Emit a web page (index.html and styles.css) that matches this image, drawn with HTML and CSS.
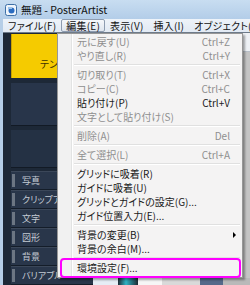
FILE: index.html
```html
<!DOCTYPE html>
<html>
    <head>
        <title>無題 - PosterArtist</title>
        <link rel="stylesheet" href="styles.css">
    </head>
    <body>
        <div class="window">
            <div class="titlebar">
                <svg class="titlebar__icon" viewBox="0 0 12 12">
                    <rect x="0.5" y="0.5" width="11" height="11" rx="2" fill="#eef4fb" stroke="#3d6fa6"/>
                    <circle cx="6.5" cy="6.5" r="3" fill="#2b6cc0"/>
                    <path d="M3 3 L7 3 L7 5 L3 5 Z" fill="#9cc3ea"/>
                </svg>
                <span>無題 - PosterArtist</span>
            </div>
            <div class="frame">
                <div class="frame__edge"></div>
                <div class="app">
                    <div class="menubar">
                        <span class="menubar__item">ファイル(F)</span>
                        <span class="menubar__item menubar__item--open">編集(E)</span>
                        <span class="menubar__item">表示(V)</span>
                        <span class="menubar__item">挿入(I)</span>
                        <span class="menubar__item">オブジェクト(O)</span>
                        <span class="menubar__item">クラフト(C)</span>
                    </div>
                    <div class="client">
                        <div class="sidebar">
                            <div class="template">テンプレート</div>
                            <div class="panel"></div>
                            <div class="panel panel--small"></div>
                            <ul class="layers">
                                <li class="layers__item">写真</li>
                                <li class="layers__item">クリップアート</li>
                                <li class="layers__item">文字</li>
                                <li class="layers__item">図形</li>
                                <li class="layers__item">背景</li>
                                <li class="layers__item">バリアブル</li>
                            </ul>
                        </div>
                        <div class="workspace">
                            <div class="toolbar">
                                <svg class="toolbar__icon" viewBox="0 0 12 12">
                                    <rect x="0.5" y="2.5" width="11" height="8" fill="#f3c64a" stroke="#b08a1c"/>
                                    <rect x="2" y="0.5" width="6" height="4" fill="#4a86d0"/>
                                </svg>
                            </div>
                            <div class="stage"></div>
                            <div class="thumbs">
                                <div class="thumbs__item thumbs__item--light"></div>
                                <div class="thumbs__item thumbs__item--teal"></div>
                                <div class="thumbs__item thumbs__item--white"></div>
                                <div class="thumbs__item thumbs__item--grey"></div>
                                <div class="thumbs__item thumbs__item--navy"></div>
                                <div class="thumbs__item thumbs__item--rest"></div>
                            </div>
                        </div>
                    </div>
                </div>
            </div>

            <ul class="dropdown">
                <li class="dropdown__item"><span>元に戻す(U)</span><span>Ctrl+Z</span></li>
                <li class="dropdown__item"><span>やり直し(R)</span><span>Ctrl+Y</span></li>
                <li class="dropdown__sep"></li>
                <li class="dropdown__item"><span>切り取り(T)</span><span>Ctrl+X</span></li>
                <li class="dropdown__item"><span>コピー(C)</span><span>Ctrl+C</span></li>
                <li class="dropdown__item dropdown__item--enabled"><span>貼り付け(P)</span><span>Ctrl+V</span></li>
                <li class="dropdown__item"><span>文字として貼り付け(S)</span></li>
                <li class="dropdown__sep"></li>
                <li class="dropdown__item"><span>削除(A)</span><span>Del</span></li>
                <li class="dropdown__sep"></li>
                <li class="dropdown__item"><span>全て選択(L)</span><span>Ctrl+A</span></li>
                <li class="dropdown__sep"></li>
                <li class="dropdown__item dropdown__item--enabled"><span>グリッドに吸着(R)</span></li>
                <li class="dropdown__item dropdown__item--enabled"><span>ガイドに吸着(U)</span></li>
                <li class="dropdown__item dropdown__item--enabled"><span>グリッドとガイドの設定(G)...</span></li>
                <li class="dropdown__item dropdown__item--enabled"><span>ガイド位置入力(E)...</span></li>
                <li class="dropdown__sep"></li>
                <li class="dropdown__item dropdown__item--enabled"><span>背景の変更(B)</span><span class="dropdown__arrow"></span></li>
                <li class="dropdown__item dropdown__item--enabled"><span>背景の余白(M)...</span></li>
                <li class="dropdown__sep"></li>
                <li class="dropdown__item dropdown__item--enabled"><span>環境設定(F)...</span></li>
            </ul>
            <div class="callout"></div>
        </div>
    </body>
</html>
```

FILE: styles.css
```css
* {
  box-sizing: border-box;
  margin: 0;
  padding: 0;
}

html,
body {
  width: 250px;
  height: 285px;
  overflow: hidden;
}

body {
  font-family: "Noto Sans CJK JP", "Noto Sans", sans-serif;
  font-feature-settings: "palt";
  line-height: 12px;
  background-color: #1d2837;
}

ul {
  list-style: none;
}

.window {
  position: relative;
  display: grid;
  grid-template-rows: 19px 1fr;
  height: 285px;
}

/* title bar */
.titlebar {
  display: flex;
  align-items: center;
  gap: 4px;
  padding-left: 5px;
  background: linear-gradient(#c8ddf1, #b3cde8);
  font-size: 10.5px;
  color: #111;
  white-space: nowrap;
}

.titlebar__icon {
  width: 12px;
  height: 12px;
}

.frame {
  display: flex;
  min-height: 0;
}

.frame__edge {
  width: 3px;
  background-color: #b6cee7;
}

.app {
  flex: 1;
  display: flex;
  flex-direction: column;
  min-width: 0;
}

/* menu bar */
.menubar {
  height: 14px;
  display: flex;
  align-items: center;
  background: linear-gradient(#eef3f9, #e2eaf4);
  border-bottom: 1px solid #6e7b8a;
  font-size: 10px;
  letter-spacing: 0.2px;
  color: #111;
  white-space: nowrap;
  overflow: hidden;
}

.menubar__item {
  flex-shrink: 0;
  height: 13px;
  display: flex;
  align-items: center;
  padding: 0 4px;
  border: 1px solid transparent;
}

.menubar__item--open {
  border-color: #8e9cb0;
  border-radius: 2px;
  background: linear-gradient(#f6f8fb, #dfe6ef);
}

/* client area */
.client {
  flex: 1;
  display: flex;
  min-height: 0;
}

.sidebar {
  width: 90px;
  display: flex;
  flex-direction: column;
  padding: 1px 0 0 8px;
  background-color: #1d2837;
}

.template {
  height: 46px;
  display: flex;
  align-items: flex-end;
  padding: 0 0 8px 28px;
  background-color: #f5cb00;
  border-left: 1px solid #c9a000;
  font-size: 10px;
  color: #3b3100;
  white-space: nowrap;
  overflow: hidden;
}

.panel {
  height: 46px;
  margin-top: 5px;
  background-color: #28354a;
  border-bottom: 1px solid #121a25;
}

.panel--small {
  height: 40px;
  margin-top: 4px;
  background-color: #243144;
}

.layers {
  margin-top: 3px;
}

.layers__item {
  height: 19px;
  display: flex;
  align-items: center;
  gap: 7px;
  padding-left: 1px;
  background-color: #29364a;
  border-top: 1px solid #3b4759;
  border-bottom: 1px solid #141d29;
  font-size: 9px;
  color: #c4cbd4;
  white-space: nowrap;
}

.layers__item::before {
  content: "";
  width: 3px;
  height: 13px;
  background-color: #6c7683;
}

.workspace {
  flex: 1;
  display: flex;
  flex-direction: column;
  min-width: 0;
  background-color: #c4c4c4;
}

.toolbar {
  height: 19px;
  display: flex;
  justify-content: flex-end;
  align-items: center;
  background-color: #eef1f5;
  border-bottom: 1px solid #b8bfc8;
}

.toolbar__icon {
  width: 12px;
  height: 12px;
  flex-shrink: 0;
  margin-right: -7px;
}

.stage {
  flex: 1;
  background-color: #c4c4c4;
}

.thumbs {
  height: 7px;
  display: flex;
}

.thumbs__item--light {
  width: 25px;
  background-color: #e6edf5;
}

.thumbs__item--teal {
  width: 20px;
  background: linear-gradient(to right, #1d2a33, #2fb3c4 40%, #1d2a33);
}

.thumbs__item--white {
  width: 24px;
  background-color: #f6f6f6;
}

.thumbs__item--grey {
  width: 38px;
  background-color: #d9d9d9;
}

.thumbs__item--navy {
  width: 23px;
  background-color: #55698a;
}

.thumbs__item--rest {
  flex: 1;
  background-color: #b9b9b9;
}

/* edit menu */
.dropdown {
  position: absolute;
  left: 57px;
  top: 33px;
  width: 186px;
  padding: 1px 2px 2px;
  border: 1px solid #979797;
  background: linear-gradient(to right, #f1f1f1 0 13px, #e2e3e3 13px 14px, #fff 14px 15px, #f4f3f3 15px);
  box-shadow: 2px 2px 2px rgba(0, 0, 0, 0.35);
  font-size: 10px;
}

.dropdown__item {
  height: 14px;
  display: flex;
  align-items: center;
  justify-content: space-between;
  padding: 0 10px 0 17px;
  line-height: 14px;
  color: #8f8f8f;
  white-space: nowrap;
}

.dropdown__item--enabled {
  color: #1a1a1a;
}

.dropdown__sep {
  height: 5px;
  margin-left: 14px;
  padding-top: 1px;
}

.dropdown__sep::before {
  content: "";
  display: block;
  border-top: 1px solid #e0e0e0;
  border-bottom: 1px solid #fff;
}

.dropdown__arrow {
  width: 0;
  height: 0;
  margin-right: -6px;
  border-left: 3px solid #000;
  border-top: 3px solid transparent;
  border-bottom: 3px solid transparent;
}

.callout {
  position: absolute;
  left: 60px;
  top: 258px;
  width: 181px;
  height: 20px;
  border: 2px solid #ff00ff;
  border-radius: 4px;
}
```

> Task requirements: Look through the material above and pick out each line holding the word "styles".

> Correct output:
Emit a web page (index.html and styles.css) that matches this image, drawn with HTML and CSS.
        <link rel="stylesheet" href="styles.css">
FILE: styles.css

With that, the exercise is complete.